• _PROVIDED RECORDS_:
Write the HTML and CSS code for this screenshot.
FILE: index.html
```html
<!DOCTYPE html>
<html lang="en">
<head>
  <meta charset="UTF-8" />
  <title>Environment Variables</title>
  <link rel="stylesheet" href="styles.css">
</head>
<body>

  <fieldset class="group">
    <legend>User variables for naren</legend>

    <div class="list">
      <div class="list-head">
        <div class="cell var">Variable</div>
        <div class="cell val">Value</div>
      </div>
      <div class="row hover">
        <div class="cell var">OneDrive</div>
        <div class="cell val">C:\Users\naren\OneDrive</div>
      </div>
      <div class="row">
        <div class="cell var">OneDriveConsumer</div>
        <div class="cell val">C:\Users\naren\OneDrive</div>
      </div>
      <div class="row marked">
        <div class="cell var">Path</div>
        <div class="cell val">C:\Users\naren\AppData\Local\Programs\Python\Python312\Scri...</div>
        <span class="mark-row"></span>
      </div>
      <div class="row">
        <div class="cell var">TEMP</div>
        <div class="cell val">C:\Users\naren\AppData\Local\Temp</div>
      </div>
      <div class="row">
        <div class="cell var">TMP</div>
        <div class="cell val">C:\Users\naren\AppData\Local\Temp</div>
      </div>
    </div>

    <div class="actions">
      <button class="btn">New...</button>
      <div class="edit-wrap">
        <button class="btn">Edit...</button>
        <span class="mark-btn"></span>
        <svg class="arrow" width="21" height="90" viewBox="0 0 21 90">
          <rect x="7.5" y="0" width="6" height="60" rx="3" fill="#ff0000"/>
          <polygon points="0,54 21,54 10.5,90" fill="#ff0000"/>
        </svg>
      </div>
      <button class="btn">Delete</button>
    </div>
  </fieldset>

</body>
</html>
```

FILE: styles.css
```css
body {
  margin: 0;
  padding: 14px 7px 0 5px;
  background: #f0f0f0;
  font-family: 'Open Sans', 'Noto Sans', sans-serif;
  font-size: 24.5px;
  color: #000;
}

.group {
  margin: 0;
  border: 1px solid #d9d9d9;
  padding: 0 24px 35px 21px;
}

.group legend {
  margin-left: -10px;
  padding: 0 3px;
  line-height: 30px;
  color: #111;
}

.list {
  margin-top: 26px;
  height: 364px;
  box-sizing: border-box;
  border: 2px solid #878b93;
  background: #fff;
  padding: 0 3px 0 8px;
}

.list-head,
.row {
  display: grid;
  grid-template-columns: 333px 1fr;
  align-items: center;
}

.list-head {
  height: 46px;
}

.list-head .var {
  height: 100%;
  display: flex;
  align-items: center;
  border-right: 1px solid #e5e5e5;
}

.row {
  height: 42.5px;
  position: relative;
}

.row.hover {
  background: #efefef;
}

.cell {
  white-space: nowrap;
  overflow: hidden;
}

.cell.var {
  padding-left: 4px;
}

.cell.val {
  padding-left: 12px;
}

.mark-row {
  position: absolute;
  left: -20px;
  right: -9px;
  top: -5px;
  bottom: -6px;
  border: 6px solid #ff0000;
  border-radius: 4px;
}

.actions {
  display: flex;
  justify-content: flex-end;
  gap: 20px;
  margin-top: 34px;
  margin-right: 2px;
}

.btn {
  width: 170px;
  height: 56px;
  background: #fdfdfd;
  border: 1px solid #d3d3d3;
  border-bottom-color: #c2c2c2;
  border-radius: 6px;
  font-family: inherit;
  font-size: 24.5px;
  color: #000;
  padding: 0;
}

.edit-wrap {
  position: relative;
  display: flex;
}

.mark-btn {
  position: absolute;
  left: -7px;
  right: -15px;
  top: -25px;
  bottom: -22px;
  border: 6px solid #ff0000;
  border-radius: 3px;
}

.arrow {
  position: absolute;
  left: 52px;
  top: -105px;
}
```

--

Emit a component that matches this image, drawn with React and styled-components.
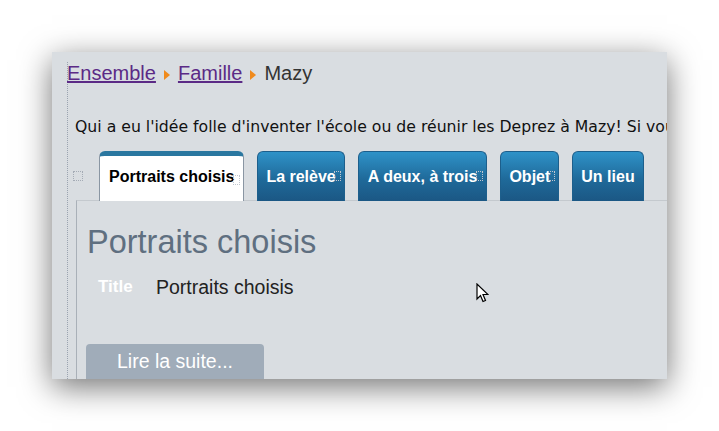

• _PROBLEM REQUIREMENTS_:
In the records above, find each line with the word "this" and copy it.

• _TASK OUTPUT_:
Write the HTML and CSS code for this screenshot.
Emit a component that matches this image, drawn with React and styled-components.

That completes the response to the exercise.